WHAT THIS TASK INVOLVES - Output every line of the data exactly as it appears.

GIVEN INFORMATION -
++++

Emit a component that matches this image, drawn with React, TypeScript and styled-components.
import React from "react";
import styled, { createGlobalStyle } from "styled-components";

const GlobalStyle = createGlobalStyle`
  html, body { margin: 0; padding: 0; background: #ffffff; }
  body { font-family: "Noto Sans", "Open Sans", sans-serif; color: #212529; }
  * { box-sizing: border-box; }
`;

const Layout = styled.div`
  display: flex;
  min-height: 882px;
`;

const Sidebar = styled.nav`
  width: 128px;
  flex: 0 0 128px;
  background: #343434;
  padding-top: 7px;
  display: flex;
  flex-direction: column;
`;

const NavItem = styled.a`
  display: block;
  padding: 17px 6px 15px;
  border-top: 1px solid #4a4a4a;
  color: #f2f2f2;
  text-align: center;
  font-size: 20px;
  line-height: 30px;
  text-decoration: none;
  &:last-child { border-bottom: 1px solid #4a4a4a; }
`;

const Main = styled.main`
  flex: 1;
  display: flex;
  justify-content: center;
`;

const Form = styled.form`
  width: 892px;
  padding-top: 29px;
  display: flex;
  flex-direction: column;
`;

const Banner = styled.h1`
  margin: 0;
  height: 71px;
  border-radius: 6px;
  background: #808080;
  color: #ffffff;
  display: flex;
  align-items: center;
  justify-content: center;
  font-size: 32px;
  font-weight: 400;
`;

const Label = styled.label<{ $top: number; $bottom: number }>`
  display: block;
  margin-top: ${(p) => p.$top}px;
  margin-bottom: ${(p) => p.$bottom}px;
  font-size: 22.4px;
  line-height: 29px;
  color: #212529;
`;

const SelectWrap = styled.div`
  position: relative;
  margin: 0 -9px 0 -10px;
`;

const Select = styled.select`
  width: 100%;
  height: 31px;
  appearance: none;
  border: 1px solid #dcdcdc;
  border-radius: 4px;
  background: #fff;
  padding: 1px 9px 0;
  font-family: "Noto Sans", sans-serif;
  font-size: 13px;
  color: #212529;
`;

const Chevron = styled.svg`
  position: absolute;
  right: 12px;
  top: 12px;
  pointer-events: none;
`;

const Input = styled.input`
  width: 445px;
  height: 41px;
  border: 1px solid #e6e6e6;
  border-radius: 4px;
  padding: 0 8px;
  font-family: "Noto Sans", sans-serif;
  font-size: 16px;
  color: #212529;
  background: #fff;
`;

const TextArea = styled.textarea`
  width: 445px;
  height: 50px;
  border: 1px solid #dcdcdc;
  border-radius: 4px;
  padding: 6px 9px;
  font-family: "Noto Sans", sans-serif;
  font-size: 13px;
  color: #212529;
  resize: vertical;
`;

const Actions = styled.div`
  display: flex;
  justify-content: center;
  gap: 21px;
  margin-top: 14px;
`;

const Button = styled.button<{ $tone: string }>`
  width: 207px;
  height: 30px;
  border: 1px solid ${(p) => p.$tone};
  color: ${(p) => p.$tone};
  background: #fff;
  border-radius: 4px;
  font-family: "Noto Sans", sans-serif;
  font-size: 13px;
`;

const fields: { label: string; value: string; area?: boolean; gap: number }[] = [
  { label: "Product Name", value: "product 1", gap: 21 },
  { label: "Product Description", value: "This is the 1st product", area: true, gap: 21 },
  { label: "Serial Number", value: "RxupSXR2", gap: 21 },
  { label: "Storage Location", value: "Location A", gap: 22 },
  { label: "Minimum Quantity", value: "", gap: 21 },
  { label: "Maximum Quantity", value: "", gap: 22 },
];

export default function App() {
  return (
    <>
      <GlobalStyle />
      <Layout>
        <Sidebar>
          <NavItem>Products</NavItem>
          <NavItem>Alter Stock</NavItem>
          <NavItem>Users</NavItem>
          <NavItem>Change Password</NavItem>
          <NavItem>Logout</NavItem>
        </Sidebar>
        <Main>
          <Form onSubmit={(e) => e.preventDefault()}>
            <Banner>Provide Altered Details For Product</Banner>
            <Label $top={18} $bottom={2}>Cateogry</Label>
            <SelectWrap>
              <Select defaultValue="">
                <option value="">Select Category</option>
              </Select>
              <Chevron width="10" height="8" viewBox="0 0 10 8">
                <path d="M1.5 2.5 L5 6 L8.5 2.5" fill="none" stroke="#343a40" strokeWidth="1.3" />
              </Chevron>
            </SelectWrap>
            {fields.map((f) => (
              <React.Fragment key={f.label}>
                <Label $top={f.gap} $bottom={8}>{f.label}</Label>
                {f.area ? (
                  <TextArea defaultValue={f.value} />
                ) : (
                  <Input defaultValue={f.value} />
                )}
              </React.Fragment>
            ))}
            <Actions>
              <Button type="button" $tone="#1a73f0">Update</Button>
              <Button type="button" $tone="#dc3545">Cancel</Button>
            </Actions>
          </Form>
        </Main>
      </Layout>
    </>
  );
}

++++

ANSWER FOR THE TASK -
Emit a component that matches this image, drawn with React, TypeScript and styled-components.
import React from "react";
import styled, { createGlobalStyle } from "styled-components";

const GlobalStyle = createGlobalStyle`
  html, body { margin: 0; padding: 0; background: #ffffff; }
  body { font-family: "Noto Sans", "Open Sans", sans-serif; color: #212529; }
  * { box-sizing: border-box; }
`;

const Layout = styled.div`
  display: flex;
  min-height: 882px;
`;

const Sidebar = styled.nav`
  width: 128px;
  flex: 0 0 128px;
  background: #343434;
  padding-top: 7px;
  display: flex;
  flex-direction: column;
`;

const NavItem = styled.a`
  display: block;
  padding: 17px 6px 15px;
  border-top: 1px solid #4a4a4a;
  color: #f2f2f2;
  text-align: center;
  font-size: 20px;
  line-height: 30px;
  text-decoration: none;
  &:last-child { border-bottom: 1px solid #4a4a4a; }
`;

const Main = styled.main`
  flex: 1;
  display: flex;
  justify-content: center;
`;

const Form = styled.form`
  width: 892px;
  padding-top: 29px;
  display: flex;
  flex-direction: column;
`;

const Banner = styled.h1`
  margin: 0;
  height: 71px;
  border-radius: 6px;
  background: #808080;
  color: #ffffff;
  display: flex;
  align-items: center;
  justify-content: center;
  font-size: 32px;
  font-weight: 400;
`;

const Label = styled.label<{ $top: number; $bottom: number }>`
  display: block;
  margin-top: ${(p) => p.$top}px;
  margin-bottom: ${(p) => p.$bottom}px;
  font-size: 22.4px;
  line-height: 29px;
  color: #212529;
`;

const SelectWrap = styled.div`
  position: relative;
  margin: 0 -9px 0 -10px;
`;

const Select = styled.select`
  width: 100%;
  height: 31px;
  appearance: none;
  border: 1px solid #dcdcdc;
  border-radius: 4px;
  background: #fff;
  padding: 1px 9px 0;
  font-family: "Noto Sans", sans-serif;
  font-size: 13px;
  color: #212529;
`;

const Chevron = styled.svg`
  position: absolute;
  right: 12px;
  top: 12px;
  pointer-events: none;
`;

const Input = styled.input`
  width: 445px;
  height: 41px;
  border: 1px solid #e6e6e6;
  border-radius: 4px;
  padding: 0 8px;
  font-family: "Noto Sans", sans-serif;
  font-size: 16px;
  color: #212529;
  background: #fff;
`;

const TextArea = styled.textarea`
  width: 445px;
  height: 50px;
  border: 1px solid #dcdcdc;
  border-radius: 4px;
  padding: 6px 9px;
  font-family: "Noto Sans", sans-serif;
  font-size: 13px;
  color: #212529;
  resize: vertical;
`;

const Actions = styled.div`
  display: flex;
  justify-content: center;
  gap: 21px;
  margin-top: 14px;
`;

const Button = styled.button<{ $tone: string }>`
  width: 207px;
  height: 30px;
  border: 1px solid ${(p) => p.$tone};
  color: ${(p) => p.$tone};
  background: #fff;
  border-radius: 4px;
  font-family: "Noto Sans", sans-serif;
  font-size: 13px;
`;

const fields: { label: string; value: string; area?: boolean; gap: number }[] = [
  { label: "Product Name", value: "product 1", gap: 21 },
  { label: "Product Description", value: "This is the 1st product", area: true, gap: 21 },
  { label: "Serial Number", value: "RxupSXR2", gap: 21 },
  { label: "Storage Location", value: "Location A", gap: 22 },
  { label: "Minimum Quantity", value: "", gap: 21 },
  { label: "Maximum Quantity", value: "", gap: 22 },
];

export default function App() {
  return (
    <>
      <GlobalStyle />
      <Layout>
        <Sidebar>
          <NavItem>Products</NavItem>
          <NavItem>Alter Stock</NavItem>
          <NavItem>Users</NavItem>
          <NavItem>Change Password</NavItem>
          <NavItem>Logout</NavItem>
        </Sidebar>
        <Main>
          <Form onSubmit={(e) => e.preventDefault()}>
            <Banner>Provide Altered Details For Product</Banner>
            <Label $top={18} $bottom={2}>Cateogry</Label>
            <SelectWrap>
              <Select defaultValue="">
                <option value="">Select Category</option>
              </Select>
              <Chevron width="10" height="8" viewBox="0 0 10 8">
                <path d="M1.5 2.5 L5 6 L8.5 2.5" fill="none" stroke="#343a40" strokeWidth="1.3" />
              </Chevron>
            </SelectWrap>
            {fields.map((f) => (
              <React.Fragment key={f.label}>
                <Label $top={f.gap} $bottom={8}>{f.label}</Label>
                {f.area ? (
                  <TextArea defaultValue={f.value} />
                ) : (
                  <Input defaultValue={f.value} />
                )}
              </React.Fragment>
            ))}
            <Actions>
              <Button type="button" $tone="#1a73f0">Update</Button>
              <Button type="button" $tone="#dc3545">Cancel</Button>
            </Actions>
          </Form>
        </Main>
      </Layout>
    </>
  );
}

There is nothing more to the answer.